Subtitles (same section)

<poros_subtitle_level2>…</poros_subtitle_level2>
<poros_subtitle_level3>…</poros_subtitle_level3>

Subtitles do not open a new poros_section_*; they nest inside the current section.

Standalone blocks

Tag Role
poros_keywords Keyword list block (logical child of poros_doc)

Paragraph and inline entities

Tag Typical parent Role
poros_paragraph poros_section_* Paragraph wrapper
poros_chem Inside paragraphs Chemistry / alloy notation; may appear as $…$
poros_equ Inside paragraphs Mathematics; $$…$$ or $…$
poros_asset Inside paragraphs Figure/table anchor

poros_asset carries attributes uuid, type, ref so downstream JSON can resolve figures and tables.

SchemaValidator.TAG_HIERARCHY

The validator ships a static parent/child table that still mentions legacy containers (poros_main_text, poros_abstract, …). validate() does not enforce that table for nesting; it focuses on document root presence, global open/close stack consistency for every <poros_*> tag, and optional math-delimiter parity warnings.

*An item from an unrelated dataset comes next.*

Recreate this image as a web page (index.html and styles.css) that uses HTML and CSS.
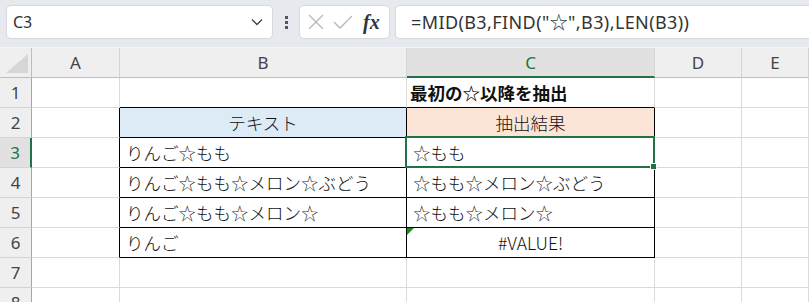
FILE: index.html
```html
<!DOCTYPE html>
<html lang="ja">
<head>
    <meta charset="UTF-8">
    <title>MID FIND</title>
    <link rel="stylesheet" href="styles.css">
</head>
<body>
    <div class="toolbar">
        <div class="namebox">
            <span class="ref">C3</span>
            <svg class="chevron" width="12" height="8" viewBox="0 0 12 8"><polyline points="1,1.5 6,6.5 11,1.5" fill="none" stroke="#444" stroke-width="1.3"/></svg>
        </div>
        <div class="grip"><i></i><i></i><i></i></div>
        <div class="fxbox">
            <svg width="18" height="18" viewBox="0 0 18 18"><path d="M2 2 L16 16 M16 2 L2 16" stroke="#b8b8b8" stroke-width="1.4" fill="none"/></svg>
            <svg width="20" height="16" viewBox="0 0 20 16"><polyline points="1,8 7,14 19,2" stroke="#b8b8b8" stroke-width="1.4" fill="none"/></svg>
            <span class="fx">fx</span>
        </div>
        <div class="formula">=MID(B3,FIND("☆",B3),LEN(B3))</div>
    </div>

    <div class="sheet">
        <div class="corner"></div>
        <div class="colhead">A</div>
        <div class="colhead">B</div>
        <div class="colhead active">C</div>
        <div class="colhead">D</div>
        <div class="colhead">E</div>

        <div class="rowhead">1</div>
        <div class="cell"></div>
        <div class="cell tb"></div>
        <div class="cell tb bold">最初の☆以降を抽出</div>
        <div class="cell"></div>
        <div class="cell"></div>

        <div class="rowhead">2</div>
        <div class="cell tr"></div>
        <div class="cell t blue center">テキスト</div>
        <div class="cell t peach center">抽出結果</div>
        <div class="cell"></div>
        <div class="cell"></div>

        <div class="rowhead active">3</div>
        <div class="cell tr"></div>
        <div class="cell t">りんご☆もも</div>
        <div class="cell t selected">☆もも</div>
        <div class="cell"></div>
        <div class="cell"></div>

        <div class="rowhead">4</div>
        <div class="cell tr"></div>
        <div class="cell t">りんご☆もも☆メロン☆ぶどう</div>
        <div class="cell t">☆もも☆メロン☆ぶどう</div>
        <div class="cell"></div>
        <div class="cell"></div>

        <div class="rowhead">5</div>
        <div class="cell tr"></div>
        <div class="cell t">りんご☆もも☆メロン☆</div>
        <div class="cell t">☆もも☆メロン☆</div>
        <div class="cell"></div>
        <div class="cell"></div>

        <div class="rowhead">6</div>
        <div class="cell tr"></div>
        <div class="cell t">りんご</div>
        <div class="cell t center error">#VALUE!</div>
        <div class="cell"></div>
        <div class="cell"></div>

        <div class="rowhead">7</div>
        <div class="cell"></div>
        <div class="cell"></div>
        <div class="cell"></div>
        <div class="cell"></div>
        <div class="cell"></div>

        <div class="rowhead">8</div>
        <div class="cell"></div>
        <div class="cell"></div>
        <div class="cell"></div>
        <div class="cell"></div>
        <div class="cell"></div>
    </div>
</body>
</html>
```

FILE: styles.css
```css
body {
    margin: 0;
    background: #fff;
    font-family: "Noto Sans", "Noto Sans CJK JP", sans-serif;
    overflow: hidden;
}
.toolbar {
    height: 48px;
    background: #e6e9ee;
    border-bottom: 1px solid #f3f4f6;
    display: flex;
    align-items: flex-start;
    padding: 5px 0 0 6px;
    box-sizing: border-box;
}
.namebox {
    width: 267px;
    height: 34px;
    box-sizing: border-box;
    background: #fff;
    border: 1px solid #d6d8dc;
    border-radius: 5px;
    display: flex;
    align-items: center;
    justify-content: space-between;
    padding: 0 9px 0 6px;
}
.ref {
    font-size: 16px;
    color: #333;
}
.grip {
    width: 26px;
    height: 34px;
    display: flex;
    flex-direction: column;
    align-items: center;
    justify-content: center;
    gap: 2px;
}
.grip i {
    width: 3px;
    height: 3px;
    background: #555;
}
.fxbox {
    width: 91px;
    height: 34px;
    box-sizing: border-box;
    background: #fff;
    border: 1px solid #d6d8dc;
    border-radius: 5px;
    display: flex;
    align-items: center;
    gap: 8px;
    padding: 0 0 0 7px;
}
.fx {
    font-family: "Liberation Serif", serif;
    font-style: italic;
    font-weight: bold;
    font-size: 20px;
    color: #333;
    margin-left: 2px;
}
.formula {
    flex: 1;
    height: 34px;
    margin-left: 5px;
    box-sizing: border-box;
    background: #fff;
    border: 1px solid #d6d8dc;
    border-right: none;
    border-radius: 5px 0 0 5px;
    padding: 0 0 0 15px;
    line-height: 32px;
    font-size: 18px;
    letter-spacing: 0.4px;
    color: #333;
    white-space: nowrap;
}
.sheet {
    display: grid;
    grid-template-columns: 32px 88px 287px 248px 87px 1fr;
    grid-auto-rows: 30px;
}
.corner {
    background: #efefef;
    border-right: 1px solid #bdbdbd;
    border-bottom: 1px solid #bdbdbd;
    position: relative;
}
.corner::after {
    content: "";
    position: absolute;
    right: 3px;
    bottom: 4px;
    width: 0;
    height: 0;
    border-left: 22px solid transparent;
    border-bottom: 19px solid #d6d6d6;
}
.colhead {
    background: #efefef;
    border-right: 1px solid #d4d4d4;
    border-bottom: 1px solid #bdbdbd;
    color: #444;
    font-size: 17px;
    display: flex;
    align-items: center;
    justify-content: center;
}
.colhead.active {
    background: #e1e1e1;
    color: #217346;
    border-bottom: 2px solid #217346;
}
.rowhead {
    background: #efefef;
    border-right: 1px solid #a6a6a6;
    border-bottom: 1px solid #d4d4d4;
    color: #444;
    font-size: 17px;
    display: flex;
    align-items: center;
    justify-content: center;
}
.rowhead.active {
    background: #e1e1e1;
    color: #217346;
    border-right: 2px solid #217346;
}
.cell {
    border-right: 1px solid #dadada;
    border-bottom: 1px solid #dadada;
    font-family: "Noto Sans CJK JP", sans-serif;
    font-weight: 300;
    font-size: 17.5px;
    color: #111;
    padding: 0 6px;
    display: flex;
    align-items: center;
    white-space: nowrap;
    position: relative;
}
.cell.t {
    border-right-color: #000;
    border-bottom-color: #000;
}
.cell.tb {
    border-bottom-color: #000;
}
.cell.tr {
    border-right-color: #000;
}
.cell.bold {
    font-weight: bold;
    padding-left: 3px;
}
.center {
    justify-content: center;
}
.blue {
    background: #ddebf7;
}
.peach {
    background: #fce4d6;
}
.selected::after {
    content: "";
    position: absolute;
    top: -2px;
    left: -2px;
    right: -1px;
    bottom: -1px;
    border: 2px solid #217346;
}
.selected::before {
    content: "";
    position: absolute;
    right: -3px;
    bottom: -3px;
    width: 5px;
    height: 5px;
    background: #217346;
    border: 1px solid #fff;
    z-index: 2;
}
.error::before {
    content: "";
    position: absolute;
    top: 0;
    left: 0;
    border-top: 7px solid #1d8a1d;
    border-right: 7px solid transparent;
}
```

Therefore, treat the aggregator output as the real contract, not every edge implied by the hierarchy table alone.

Training end-of-sequence

After aggregation, training configuration may append an EOS token (default </s>) when append_eos is enabled. The same token must appear at the end of joined content lines when validate structured runs.

Closing rules

Every <poros_*> opener (including forms with attributes) is pushed on a stack; the matching close tag must pop the same name. Violations surface as schema validation issues (often logged as warnings during run when validation does not hard-stop the pipeline).